El patriotismo surgido del fracaso de Trafalgar fue un patriotismo fraternal, solidario y apolítico donde se ensalzaba el concepto de pueblo, una especie de gran cadena de Ser como apunta González Díez, donde los anhelos de los ciudadanos iban dirigidos a la vida cotidiana, a los oficios, las costumbres, es decir, hacia lo concreto y sencillo, muy alejado de los intereses de los gobernantes y sus clases elitistas. Fue, a ojos de Galdós, una especie de transfiguración de conciencia colectiva la que finalmente triunfaría entre las gentes cotidianas y que lamentablemente acabaría diluyéndose como un azucarillo con la irrupción del cisma ideológico.

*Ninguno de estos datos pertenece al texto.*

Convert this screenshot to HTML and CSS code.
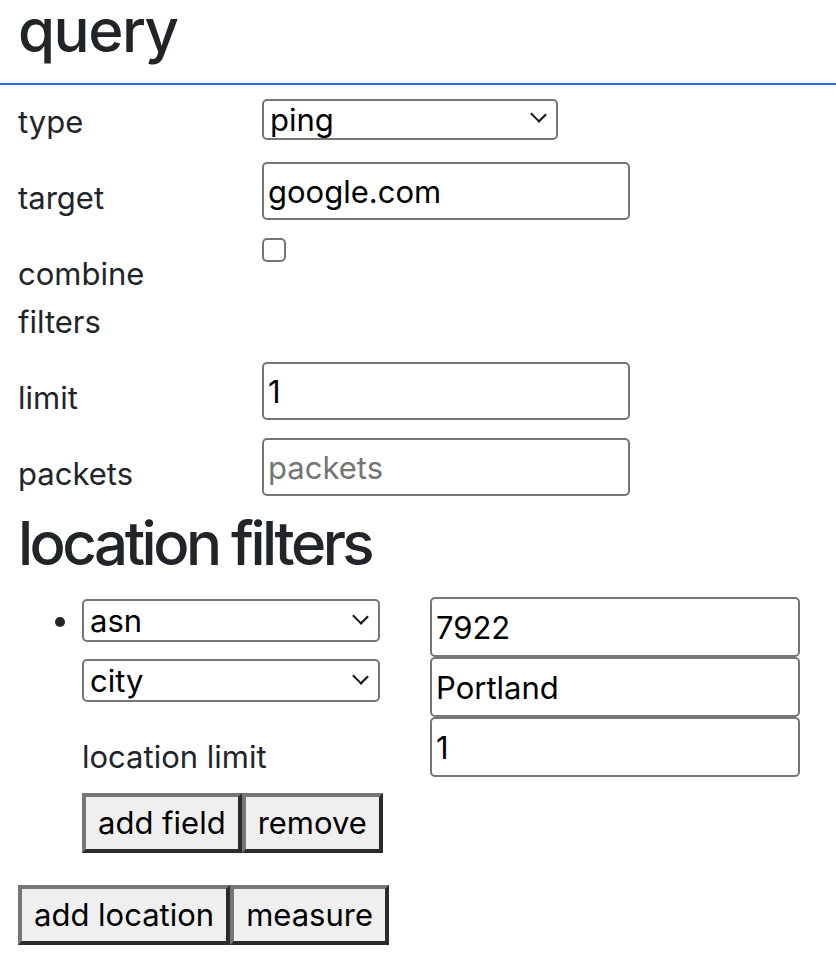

¡Ay, la ideología! tan necesaria, pero a la vez, tan peligrosa sobre todo si ésta queda en manos de los demagogos, el origen y el fin de tantísimos conflictos en toda la historia mundial contemporánea: en España, el asunto ha originado verdaderos ríos de sangre en estos dos siglos pasados. Todo el mundo tiene en su retina algunos hechos funestos.

En los tiempos que corren, el cisma vuelve a haberse pronunciado, sobre todo promovido por la la radicalización que en nuestro país han fomentado buena parte de la clase política absolutamente incendiaria que tenemos, clase que, por otro lado, se había configurado diversa con el objeto de purgar los males derivados de su endogamia, pero que lejos de hacerlo, lo que ha hecho ha sido arrojar más gasolina al incendio.

Debemos volver a la moderación, ese es el único camino que conduce hacia el progreso, hay que exigírselo a nuestros gobernantes más preocupados en distanciarse del adversario político que de otra cosa.  El país vive una situación preocupante, como preocupante también es la realidad de esta tierra extremeña nuestra, situada en la cola en tantos aspectos como el demográfico o el industrial después de cuarenta años de democracia, pero yo confío en que el espíritu de Trafalgar pueda servir para reconducir las cosas, estoy convencido de que existe, aunque su advenimiento no es algo que surja por generación espontánea sino al que hay que invocar mediante la concienciación social, una ardua labor a la que no debemos cejar en el empeño. Es hora de comprometerse.